---------- Dataset extract

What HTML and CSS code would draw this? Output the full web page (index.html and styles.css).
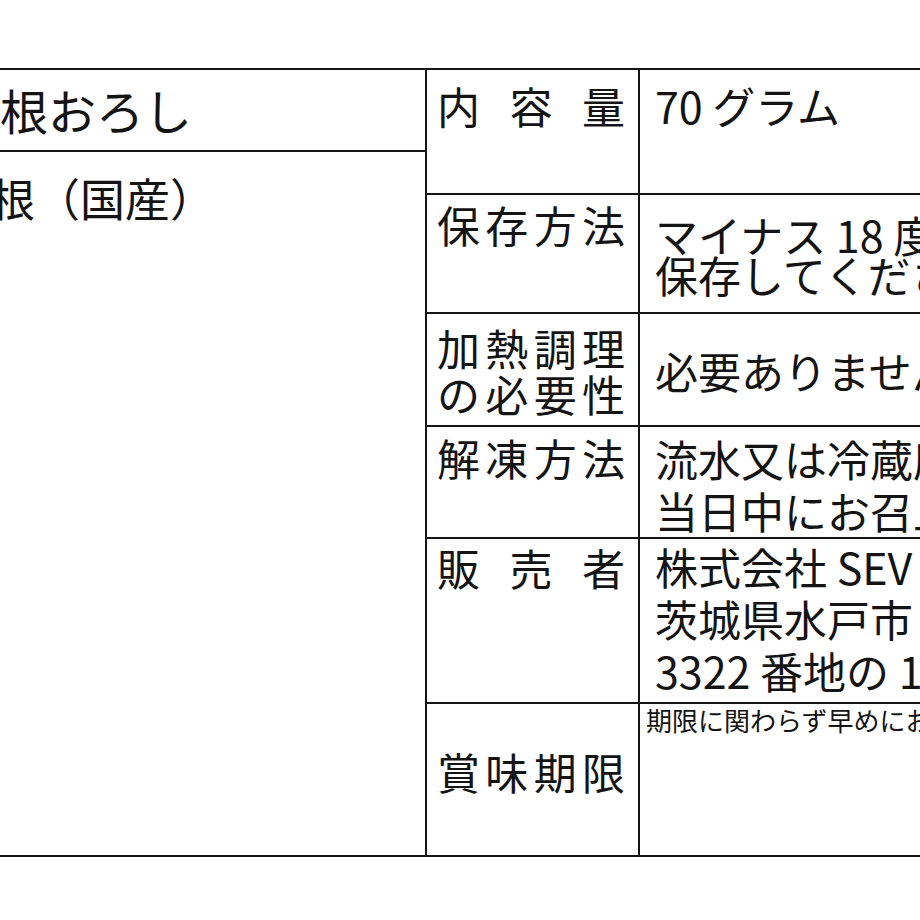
FILE: index.html
```html
<!DOCTYPE html>
<html lang="ja">
<head>
<meta charset="utf-8">
<title>大根おろし 表示</title>
<link rel="stylesheet" href="styles.css">
</head>
<body>
<div class="sheet">
  <div class="left">
    <div class="lcell name">大根おろし</div>
    <div class="lcell ingr">大根（国産）</div>
  </div>
  <div class="right">
    <div class="k r1"><span class="kt">内容量</span></div>
    <div class="v r1">70 グラム</div>

    <div class="k r2"><span class="kt">保存方法</span></div>
    <div class="v r2">マイナス 18 度以下で<br>保存してください。</div>

    <div class="k r3"><span class="kt">加熱調理<br>の必要性</span></div>
    <div class="v r3">必要ありません。</div>

    <div class="k r4"><span class="kt">解凍方法</span></div>
    <div class="v r4">流水又は冷蔵庫で解凍し、<br>当日中にお召上がりください。</div>

    <div class="k r5"><span class="kt">販売者</span></div>
    <div class="v r5">株式会社 SEV<br>茨城県水戸市<br>3322 番地の 1</div>

    <div class="k r6 last"><span class="kt">賞味期限</span></div>
    <div class="v r6 last">期限に関わらず早めにお召し上がりください。</div>
  </div>
</div>
</body>
</html>
```

FILE: styles.css
```css
html, body {
  margin: 0;
  padding: 0;
  overflow: hidden;
  background: #ffffff;
}

body {
  font-family: "Noto Sans CJK JP", "Noto Sans", sans-serif;
  color: #141414;
}

.sheet {
  display: flex;
  box-sizing: border-box;
  margin: 68px 0 0 -100px;
  width: 1300px;
  height: 789px;
  border-top: 2px solid #141414;
  border-bottom: 2px solid #141414;
}

.left {
  flex: none;
  box-sizing: border-box;
  width: 527px;
  border-right: 2px solid #141414;
  display: flex;
  flex-direction: column;
}

.lcell {
  box-sizing: border-box;
  white-space: nowrap;
  line-height: 1;
}

.name {
  height: 82px;
  border-bottom: 2px solid #141414;
  display: flex;
  align-items: center;
  padding-left: 52px;
  padding-bottom: 2px;
  font-size: 48px;
}

.ingr {
  flex: 1;
  padding: 23px 0 0 45px;
  font-size: 45px;
}

.right {
  flex: 1;
  display: grid;
  grid-template-columns: 213px 1fr;
  grid-template-rows: 125px 119px 113px 112px 165px 151px;
}

.k {
  box-sizing: border-box;
  border-right: 2px solid #141414;
  border-bottom: 2px solid #141414;
  padding: 0 13px 0 10px;
  font-size: 43px;
  line-height: 42px;
}

.kt {
  display: block;
  width: 188px;
  text-align: justify;
  text-align-last: justify;
}

.v {
  box-sizing: border-box;
  border-bottom: 2px solid #141414;
  padding: 0 0 0 15px;
  font-size: 43px;
  line-height: 42px;
  white-space: nowrap;
  overflow: hidden;
}

.last {
  border-bottom: none;
}

.k.r1 { padding-top: 14px; }
.v.r1 { padding-top: 14px; }

.k.r2 { padding-top: 8px; }
.v.r2 { padding-top: 19px; line-height: 40px; }

.k.r3 {
  display: flex;
  align-items: center;
  line-height: 46px;
}
.v.r3 {
  display: flex;
  align-items: center;
}

.k.r4 { padding-top: 9px; }
.v.r4 { padding-top: 5px; line-height: 52px; }

.k.r5 { padding-top: 7px; }
.v.r5 { padding-top: 1px; line-height: 52px; }

.k.r6 { padding-top: 46px; }
.v.r6 {
  padding-top: 1px;
  padding-left: 6px;
  font-size: 26px;
  line-height: 30px;
}
```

--------------------

## Task directions
Every line above should be returned exactly; the pictures stay out.

## Task solution
What HTML and CSS code would draw this? Output the full web page (index.html and styles.css).
FILE: index.html
```html
<!DOCTYPE html>
<html lang="ja">
<head>
<meta charset="utf-8">
<title>大根おろし 表示</title>
<link rel="stylesheet" href="styles.css">
</head>
<body>
<div class="sheet">
  <div class="left">
    <div class="lcell name">大根おろし</div>
    <div class="lcell ingr">大根（国産）</div>
  </div>
  <div class="right">
    <div class="k r1"><span class="kt">内容量</span></div>
    <div class="v r1">70 グラム</div>

    <div class="k r2"><span class="kt">保存方法</span></div>
    <div class="v r2">マイナス 18 度以下で<br>保存してください。</div>

    <div class="k r3"><span class="kt">加熱調理<br>の必要性</span></div>
    <div class="v r3">必要ありません。</div>

    <div class="k r4"><span class="kt">解凍方法</span></div>
    <div class="v r4">流水又は冷蔵庫で解凍し、<br>当日中にお召上がりください。</div>

    <div class="k r5"><span class="kt">販売者</span></div>
    <div class="v r5">株式会社 SEV<br>茨城県水戸市<br>3322 番地の 1</div>

    <div class="k r6 last"><span class="kt">賞味期限</span></div>
    <div class="v r6 last">期限に関わらず早めにお召し上がりください。</div>
  </div>
</div>
</body>
</html>
```

FILE: styles.css
```css
html, body {
  margin: 0;
  padding: 0;
  overflow: hidden;
  background: #ffffff;
}

body {
  font-family: "Noto Sans CJK JP", "Noto Sans", sans-serif;
  color: #141414;
}

.sheet {
  display: flex;
  box-sizing: border-box;
  margin: 68px 0 0 -100px;
  width: 1300px;
  height: 789px;
  border-top: 2px solid #141414;
  border-bottom: 2px solid #141414;
}

.left {
  flex: none;
  box-sizing: border-box;
  width: 527px;
  border-right: 2px solid #141414;
  display: flex;
  flex-direction: column;
}

.lcell {
  box-sizing: border-box;
  white-space: nowrap;
  line-height: 1;
}

.name {
  height: 82px;
  border-bottom: 2px solid #141414;
  display: flex;
  align-items: center;
  padding-left: 52px;
  padding-bottom: 2px;
  font-size: 48px;
}

.ingr {
  flex: 1;
  padding: 23px 0 0 45px;
  font-size: 45px;
}

.right {
  flex: 1;
  display: grid;
  grid-template-columns: 213px 1fr;
  grid-template-rows: 125px 119px 113px 112px 165px 151px;
}

.k {
  box-sizing: border-box;
  border-right: 2px solid #141414;
  border-bottom: 2px solid #141414;
  padding: 0 13px 0 10px;
  font-size: 43px;
  line-height: 42px;
}

.kt {
  display: block;
  width: 188px;
  text-align: justify;
  text-align-last: justify;
}

.v {
  box-sizing: border-box;
  border-bottom: 2px solid #141414;
  padding: 0 0 0 15px;
  font-size: 43px;
  line-height: 42px;
  white-space: nowrap;
  overflow: hidden;
}

.last {
  border-bottom: none;
}

.k.r1 { padding-top: 14px; }
.v.r1 { padding-top: 14px; }

.k.r2 { padding-top: 8px; }
.v.r2 { padding-top: 19px; line-height: 40px; }

.k.r3 {
  display: flex;
  align-items: center;
  line-height: 46px;
}
.v.r3 {
  display: flex;
  align-items: center;
}

.k.r4 { padding-top: 9px; }
.v.r4 { padding-top: 5px; line-height: 52px; }

.k.r5 { padding-top: 7px; }
.v.r5 { padding-top: 1px; line-height: 52px; }

.k.r6 { padding-top: 46px; }
.v.r6 {
  padding-top: 1px;
  padding-left: 6px;
  font-size: 26px;
  line-height: 30px;
}
```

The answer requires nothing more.